Through the title “My True Love Hath My Heart”, Sidney refers to how two lovers share feelings in a relationship. It is like sharing hearts with one another. One keeps the other as a form of gift that she cherishes throughout her life. While the other nourishes his lover’s heart as it guides his mind. In this way, without sharing their hearts physically, they can feel like a singular identity. Their thoughts and emotions are tied. If one’s heart pains, the other can easily sense it. She can heal it thereafter. In this way, Sidney describes how a complete state of bliss can be achieved in a relationship by sharing equal pain, feelings, and most importantly love.
Form, Rhyme Scheme, & Meter
This poem is written in sonnet form. It appears in the Arcadia as a song. Sidney wrote this sonnet from a woman’s point of view. His poetic persona aptly encompasses the feelings and emotions of a lover who is mindful of her lover’s pain. Besides, the poet makes use of the Shakespearean sonnet form. It means there are four quatrains and a concluding couplet. Throughout this poem, the poet describes how they share their hearts. In the last two lines, he presents how they are completely happy by this selfless change.
As this sonnet follows the English sonnet form, there are four quatrains and a rhyming couplet at the end. Each quatrain is written in the ABAB rhyme scheme. The overall rhyming scheme of the poem is ABAB CDCD EFEF GG. There is only one instance of slant rhyme. It occurs in “one” and “own”. These words loosely rhyme.
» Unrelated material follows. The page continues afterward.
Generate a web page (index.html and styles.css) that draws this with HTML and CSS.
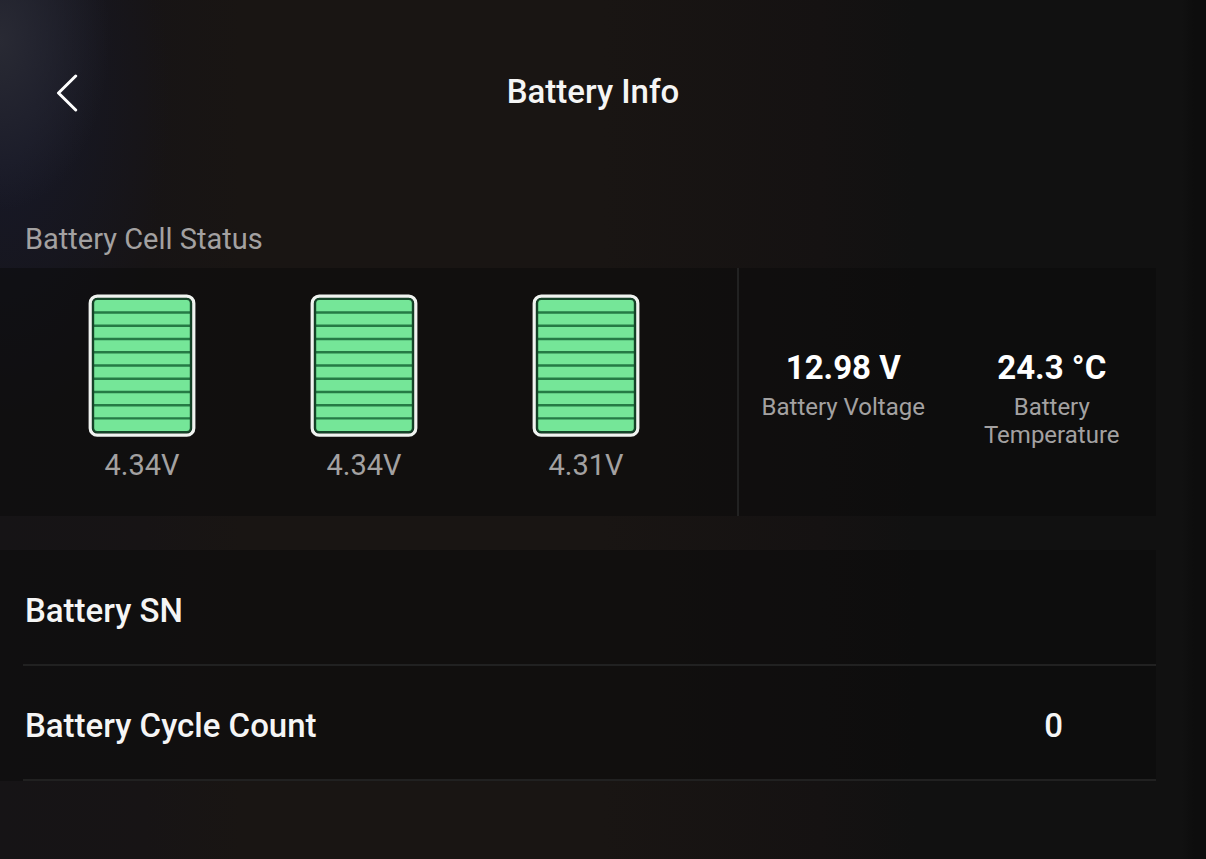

This poem is composed in iambic pentameter. It means there are five iambic feet per line. In an iambic foot, an unstressed syllable is followed by a stressed syllable. For example, the foot “My true” is iambic. Let’s have a look at the scansion of the sonnet in order to understand the overall metrical scheme.
My true/-love hath/ my heart/ and I/ have his,
By just/ ex-change/ one for/ the o/-ther given:
I hold/ his dear,/ and mine/ he can/-not miss;
There ne/-ver was/ a bar/-gain bet/-ter driven.
His heart/ in me/ keeps me/ and him/ in one;
My heart/ in him/ his thoughts/ and sen/-ses guides:
He loves/ my heart,/ for once/ it was/ his own;
I che/-rish his/ be-cause/ in me/ it bides.
His heart/ his wound/ re-ceiv/-ed from/ my sight;
My heart/ was wound/-ed with/ his wound/-ed heart;
For as/ from me/ on him/ his hurt/ did light,
So still,/ me-thought,/ in me/ his hurt/ did smart:
Both e/-qual hurt,/ in this/ change sought/ our bliss,
My true/ love hath/ my heart/ and I/ have his.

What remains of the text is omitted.